Gifts Endowed by Mother India to the World:
As mentioned in Sarojini Naidu's poem, the rich gifts that Mother India gave the world are the raiment, grain and gold. This refers to all the resources from agricultural productions to priceless metals which the foreign colonisers took to their country while they were ruling India. She also mentions her soldier sons whom she had sent to foreign lands to fight for others in the world wars.
"Priceless treasures torn from my breast,
And yielded the sons of my stricken womb.”
Mother India's Lamenting at the Death of Her Soldier Sons:
Mother India is grieved at the death of her soldier sons in the war in foreign countries. She laments the death of Indian soldiers who gave up their lives wholeheartedly to honour their country's dignity. She speaks about the brutal manner in which the soldiers have died. She expresses her grief for her dead sons through a number of similes following each other in quick succession. Her worthy sons are now buried in their graves in foreign lands like pearls in their shell. Some of them are lying dead in distant Persia, as if they have been sent to sleep by the sweet rhythmic music of her murmuring rivers. There are others whose dead bodies are scattered on the sands of Egypt, as if they were empty shells. Their brave hands have been broken and their faces are deathly pale. There are still others who lie scattered on the blood-stained meadows of France and Flanders. They lie there like flowers that have been plucked and scattered all over by the cruel hands of Destiny.

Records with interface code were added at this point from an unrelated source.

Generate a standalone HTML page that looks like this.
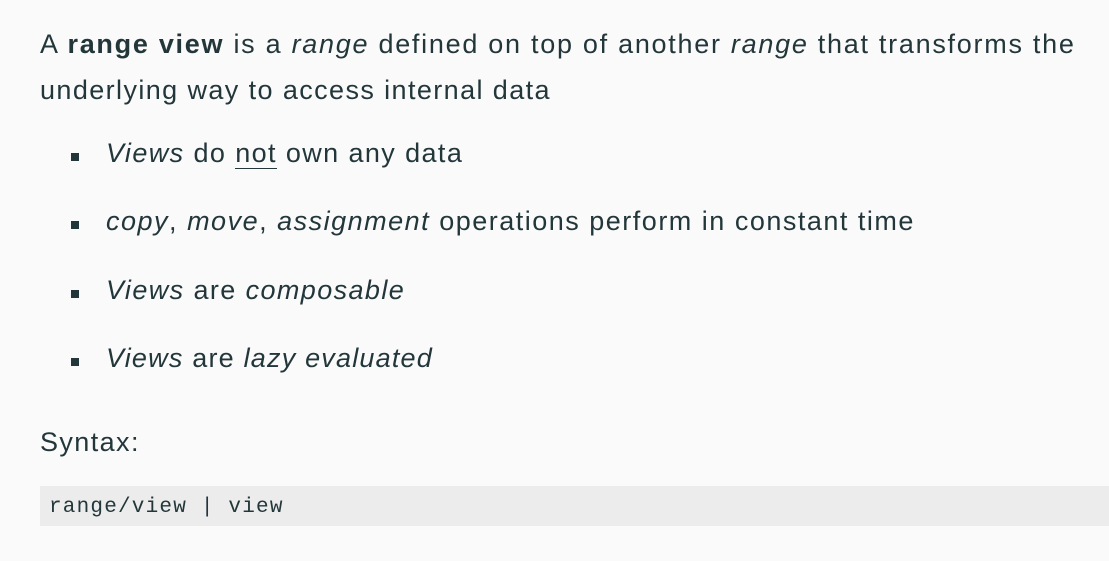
<!DOCTYPE html>
<html><head><style>
body{margin:0;width:1109px;height:561px;background:#fafafa;overflow:hidden;font-family:"Liberation Sans",sans-serif;color:#23373b;position:relative}
.l{position:absolute;white-space:nowrap;font-size:27px;line-height:30px;letter-spacing:1.4px}
.b{position:absolute;left:71px;width:8px;height:8px;background:#23373b}
code{font-family:"Liberation Mono",monospace}
</style></head><body>
<div class="l" style="left:40px;top:29px;letter-spacing:1.72px">A <b>range view</b> is a <i>range</i> defined on top of another <i>range</i> that transforms the</div>
<div class="l" style="left:40px;top:75px">underlying way to access internal data</div>
<div class="b" style="top:153px"></div>
<div class="l" style="left:106px;top:138px"><i>Views</i> do <span style="border-bottom:1px solid #23373b">not</span> own any data</div>
<div class="b" style="top:221px"></div>
<div class="l" style="left:106px;top:206px;letter-spacing:1.5px"><i>copy</i>, <i>move</i>, <i>assignment</i> operations perform in constant time</div>
<div class="b" style="top:290px"></div>
<div class="l" style="left:106px;top:275px"><i>Views</i> are <i>composable</i></div>
<div class="b" style="top:358px"></div>
<div class="l" style="left:106px;top:343px;letter-spacing:1.2px"><i>Views</i> are <i>lazy evaluated</i></div>
<div class="l" style="left:40px;top:427px">Syntax:</div>
<div style="position:absolute;left:40px;top:486px;width:1069px;height:40px;background:#ececec"></div>
<div class="l" style="left:49px;top:491px;font-size:21px;letter-spacing:1.2px"><code>range/view | view</code></div>
</body></html>
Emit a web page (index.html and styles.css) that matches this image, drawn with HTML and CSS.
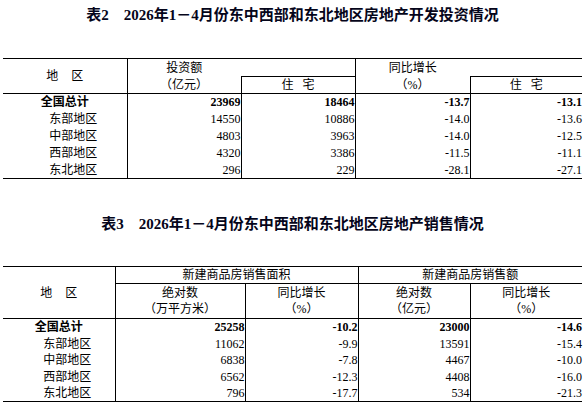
FILE: index.html
```html
<!DOCTYPE html>
<html lang="zh-CN">
<head>
    <meta charset="UTF-8">
    <title>2026年1－4月份东中西部和东北地区房地产情况</title>
    <link rel="stylesheet" href="styles.css">
</head>
<body>
    <div class="page">
        <h1 class="title title-invest">表2　2026年1－4月份东中西部和东北地区房地产开发投资情况</h1>

        <table class="stat">
            <colgroup>
                <col style="width: 124px">
                <col style="width: 114px">
                <col style="width: 114px">
                <col style="width: 115px">
                <col style="width: 112px">
            </colgroup>
            <thead>
                <tr class="h-top">
                    <th rowspan="2" class="region-head">地 区</th>
                    <th class="vl">投资额</th>
                    <th class="hl"></th>
                    <th class="vl">同比增长</th>
                    <th class="hl"></th>
                </tr>
                <tr class="h-sub">
                    <th class="vl">（亿元）</th>
                    <th class="vl pair">住 宅</th>
                    <th class="vl">（%）</th>
                    <th class="vl pair">住 宅</th>
                </tr>
            </thead>
            <tbody>
                <tr class="total">
                    <td class="name">全国总计</td>
                    <td class="vl num">23969</td>
                    <td class="vl num">18464</td>
                    <td class="vl num">-13.7</td>
                    <td class="vl num">-13.1</td>
                </tr>
                <tr>
                    <td class="name sub">东部地区</td>
                    <td class="vl num">14550</td>
                    <td class="vl num">10886</td>
                    <td class="vl num">-14.0</td>
                    <td class="vl num">-13.6</td>
                </tr>
                <tr>
                    <td class="name sub">中部地区</td>
                    <td class="vl num">4803</td>
                    <td class="vl num">3963</td>
                    <td class="vl num">-14.0</td>
                    <td class="vl num">-12.5</td>
                </tr>
                <tr>
                    <td class="name sub">西部地区</td>
                    <td class="vl num">4320</td>
                    <td class="vl num">3386</td>
                    <td class="vl num">-11.5</td>
                    <td class="vl num">-11.1</td>
                </tr>
                <tr>
                    <td class="name sub">东北地区</td>
                    <td class="vl num">296</td>
                    <td class="vl num">229</td>
                    <td class="vl num">-28.1</td>
                    <td class="vl num">-27.1</td>
                </tr>
            </tbody>
        </table>

        <h1 class="title title-sales">表3　2026年1－4月份东中西部和东北地区房地产销售情况</h1>

        <table class="stat stat-sales">
            <colgroup>
                <col style="width: 112px">
                <col style="width: 130px">
                <col style="width: 113px">
                <col style="width: 112px">
                <col style="width: 112px">
            </colgroup>
            <thead>
                <tr class="h-top">
                    <th rowspan="2" class="region-head">地 区</th>
                    <th colspan="2" class="vl hl">新建商品房销售面积</th>
                    <th colspan="2" class="vl hl">新建商品房销售额</th>
                </tr>
                <tr class="h-two">
                    <th class="vl">绝对数<br>（万平方米）</th>
                    <th class="vl">同比增长<br>（%）</th>
                    <th class="vl">绝对数<br>（亿元）</th>
                    <th class="vl">同比增长<br>（%）</th>
                </tr>
            </thead>
            <tbody>
                <tr class="total">
                    <td class="name">全国总计</td>
                    <td class="vl num">25258</td>
                    <td class="vl num">-10.2</td>
                    <td class="vl num">23000</td>
                    <td class="vl num">-14.6</td>
                </tr>
                <tr class="r16">
                    <td class="name sub">东部地区</td>
                    <td class="vl num">11062</td>
                    <td class="vl num">-9.9</td>
                    <td class="vl num">13591</td>
                    <td class="vl num">-15.4</td>
                </tr>
                <tr>
                    <td class="name sub">中部地区</td>
                    <td class="vl num">6838</td>
                    <td class="vl num">-7.8</td>
                    <td class="vl num">4467</td>
                    <td class="vl num">-10.0</td>
                </tr>
                <tr class="r16">
                    <td class="name sub">西部地区</td>
                    <td class="vl num">6562</td>
                    <td class="vl num">-12.3</td>
                    <td class="vl num">4408</td>
                    <td class="vl num">-16.0</td>
                </tr>
                <tr>
                    <td class="name sub">东北地区</td>
                    <td class="vl num">796</td>
                    <td class="vl num">-17.7</td>
                    <td class="vl num">534</td>
                    <td class="vl num">-21.3</td>
                </tr>
            </tbody>
        </table>
    </div>
</body>
</html>
```

FILE: styles.css
```css
* {
    box-sizing: border-box;
    margin: 0;
    padding: 0;
}

body {
    font-family: "Liberation Serif", "Noto Sans CJK SC", serif;
    font-size: 12px;
    color: #000;
    background-color: #fff;
    text-spacing-trim: space-all;
}

.page {
    width: 587px;
    padding: 0 5px 0 3px;
}

.title {
    font-size: 15px;
    font-weight: bold;
    line-height: 20px;
    text-align: center;
    color: #05051a;
}

.title-invest {
    margin-top: 5px;
    margin-bottom: 33px;
}

.title-sales {
    margin-top: 35px;
    margin-bottom: 32px;
}

.stat {
    width: 579px;
    table-layout: fixed;
    border-collapse: collapse;
}

.stat th,
.stat td {
    border: 0;
    padding: 0;
    line-height: 16px;
    white-space: nowrap;
}

.stat th {
    font-weight: normal;
    text-align: center;
}

/* rules: top, bottom of the header and bottom of the table */
.stat thead tr:first-child th {
    border-top: 1px solid #000;
}

.stat .region-head,
.stat thead tr:last-child th {
    border-bottom: 1px solid #000;
}

.stat tbody tr:last-child td {
    border-bottom: 1px solid #000;
}

.stat .vl {
    border-left: 1px solid #000;
}

.stat .hl {
    border-bottom: 1px solid #000;
}

.h-top {
    height: 18px;
}

.h-sub {
    height: 16px;
}

.stat-sales .h-top {
    height: 17px;
}

.h-two {
    height: 35px;
}

.h-two th {
    line-height: 16px;
}

.region-head {
    word-spacing: 10px;
}

.pair {
    word-spacing: 6px;
}

.stat tbody tr {
    height: 17px;
}

.stat tbody tr.r16 {
    height: 16px;
}

.name {
    text-align: center;
}

.name.sub {
    padding-left: 17px;
}

.num {
    text-align: right;
    padding-right: 7px;
}

.total td {
    font-weight: bold;
}
```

"Gathered like pearls in their alien graves
Silent they sleep by the Persian waves,
Scattered like shells on Egyptian sands,
They lie with pale brows and brave, broken hands,
They are strewn like blossoms mown down by chance
On the blood - brown meadows of Flanders and France.”
She loves her offspring so much as every mother does and that is why she is grieved now at their ill fate. She asks:
"Can ye measure the grief of the tears I weep
Or compass the woe of the watch I keep?
Or the pride that thrills thro' my hearts' despair
And the hope that comforts the anguish of prayer!”
The mother's sorrows and sufferings are unfathomable. But she is not only sad, but also proud and hopeful for her sons. We cannot measure the pride that thrills through her heart, in spite of her despair. The poet suggests that the speaker, despite her sadness and deep-rooted anguish, is proud of her sons who have fought bravely and brought victory.